3. Thomson's Appeal.

Thomson appeals from the judgment of dismissal entered on its complaint against Keough, alleging negligence, breach of contract, and violations of G.L.c. 93A, § 11, in its failure to secure appropriate insurance coverage for Thomson.[4] The trial judge dismissed this complaint solely on the basis of his order and judgment in Thomson's action against National. As that order is erroneous, it follows that the judgment of dismissal of Thomson's complaint against Keough must be reversed.

*250 4. Conclusion.

That part of the judgment declaring the rights of the plaintiff-insured and the defendant-insurer as they pertain to the defendant-insurer's policy No. CE 1156971 is vacated, and the matter is remanded to the Superior Court for entry of a judgment declaring their rights in a manner consistent with this opinion; so much of the judgment as dismisses the defendant-insurer's counterclaim against the plaintiff-insured is affirmed; the remaining portion of the judgment dismissing the plaintiff-insured's complaint against Keough-Kirby Associates, Inc., is reversed.

So ordered.

NOTES

[1] The five contracts were attached as exhibits to the statement of agreed facts.
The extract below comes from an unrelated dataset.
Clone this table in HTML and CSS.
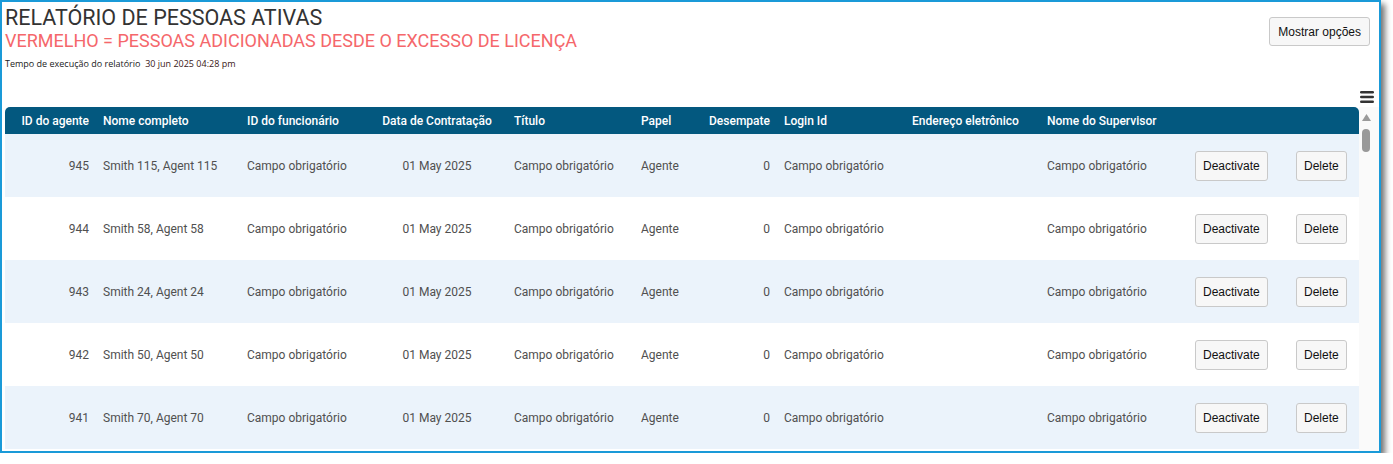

[2] Our holding goes only to the insurance contract between Thomson and National, and we specifically refrain from any intimation concerning the insurance coverage provided Thomson by Commercial.
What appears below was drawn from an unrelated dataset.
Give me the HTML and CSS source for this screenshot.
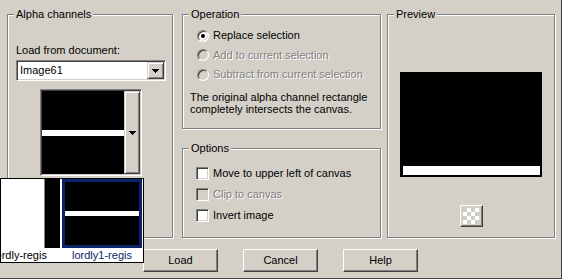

[3] In Slater the court concluded that if the insurer had intended to exclude employee fidelity from its "all risk" policy coverage, it could have used plain language to do so. As reasonably construed, the policy covered the insured's loss caused by an employee's embezzlement. Bates held that the words "specific duties" could be construed to mean either "specific functions" or "legal obligations," and, therefore, adoption of the construction favorable to the insured was required.

[4] By both its notice of appeal and its brief, National has saved whatever rights it believes it may have against Keough due to Thomson's claims of joint and several liability.